Trzeba jeszcze pamiętać, że Oscar to pazerny gad. Przez walkę Floyda z Connorem tez na pewno są stratni, bo niektórych kibiców nie stać na wykupienie dwóch pakietów PPV, w odstępie 2 tygodni. Tak naprawdę remis i ewentualny rewanż opłacał się każdej ze stron. Dla GGG możliwość zarobienia kolejnych kilkudziesięciu milionów dolarów do emerytury, w zamian za remis, to nie jest wielka cena. I tak zostanie zapamiętany jako jeden z najlepszych zawodników wagi średniej w historii.
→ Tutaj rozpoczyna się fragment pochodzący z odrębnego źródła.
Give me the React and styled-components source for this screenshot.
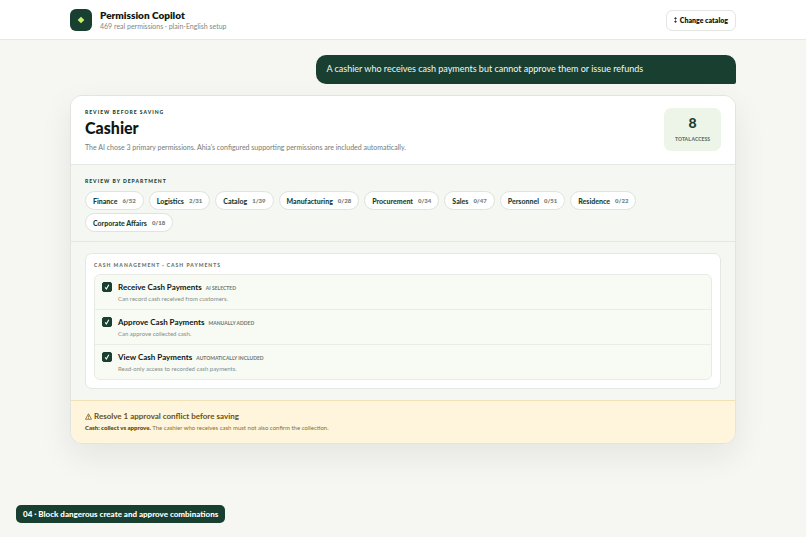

Oczywiscie że Canelo ma szemrane wyniki na swoim koncie. Sam mam obiekcje w stosunku do promocji jego osoby. I szczerze mówiąc nawet go nie lubię. Ale w tym momencie oceniam tylko walke z Golovkinem, i tylko to, co działo się w ringu przez te 12 rund. On naprawde pokazał wielkie jaja i jest to na ten moment bokserski top topów. Te komentarze o 20 sekundowych zrywach to jakaś kpina. Przeciez on wchodził z Golovkinem w totalne wymiany. Proksa i wielu innych zawodników po zaledwie kilku ciosach Golovkina latali po ringu, jakby wypili pół litra czystego spirytusu na raz. A Canelo cały czas stał twardo, mimo że latały bomby jak podczas drugiej wojny swiatowej. I nie piszcie takich tekstów, że Canelo zrobił dobre wrażenie tylko dlatego, że miał zostać obity, a wytrzymał pełny dystas i stąd cały zachwyt nad jego osobą. Takie coś można napisac o Chisorze w walce z Witalijem, albo o Haye w walce z Władimirem. A Canelo walczył z Golovkinem jak równy z równym. Zadał więcej mocnych ciosów i zdaniem większosci wygrał z Golovkinem 5 rund. Poza tym, gość zostawił w ringu mnóstwo zdrowia i zwyczajnie nie zasłuzył na to żeby go deprecjonować.